Boycotting Nature?

Wow. The University of California system is facing a 400% increase in the subscription cost to Nature Publishing Group's journals. Libraries have been struggling with this problem for years, with journal costs spiraling ever upwards (usually it's Elsevier that is leading the way), and it's a tremendous chunk of university library budgets. UC libraries are currently spending $300 thousand on just the various Nature journals — increasing that expense for a university system that is already straining to keep up sounds like a nightmare. Of course, not getting Nature is also a nightmare to researchers…so now it's nightmare vs. nightmare. Who will win?

UC faculty are planning a boycott. It may not be difficult to organize since the libraries simply cannot afford the journals, no matter how much UC opponents may want to keep them.
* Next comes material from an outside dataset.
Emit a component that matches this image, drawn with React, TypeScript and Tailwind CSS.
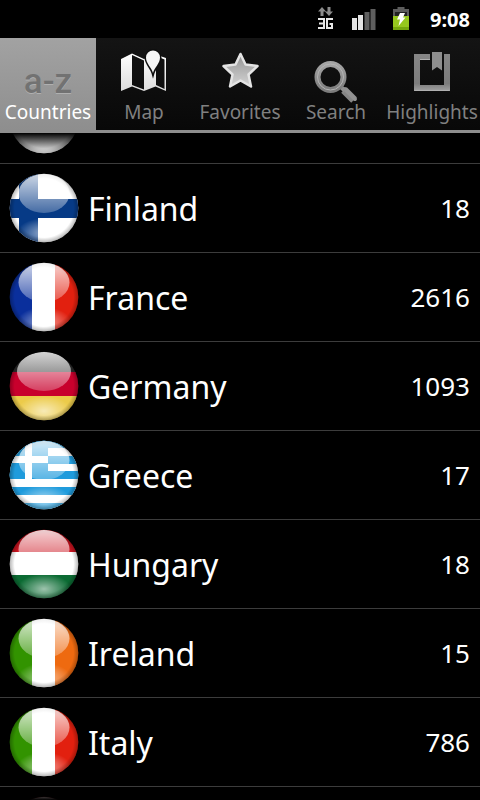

It's a very weird situation because those UC researchers that Nature wants to bill more are also among the people who are providing the content for the journals, and also provides some of the reviewers who work for free to maintain the high quality of the publications. This is not to deny that the professionals who publish and edit at Nature Publishing Group aren't an essential part of the institution of publishing, but honestly, science journal publishing has the most incomprehensible screwed up model for making money that you can find just about anywhere. It's not just Nature, either — earlier today I was looking into an obscure subject in developmental biology, and found that none of the core papers are available under my university's subscription plan. This system should be about making the scientific information that scientists generate freely available, and it rarely is.

Nature has made a rather unconvincing reply to the UC's dilemma. I don't know what's going to happen yet, but science publishing is one domain where their producers are their consumers and their consumers are their producers, and it's trivial to piss off your suppliers and your market in one easy step…and it looks like California could be the place to force a crisis.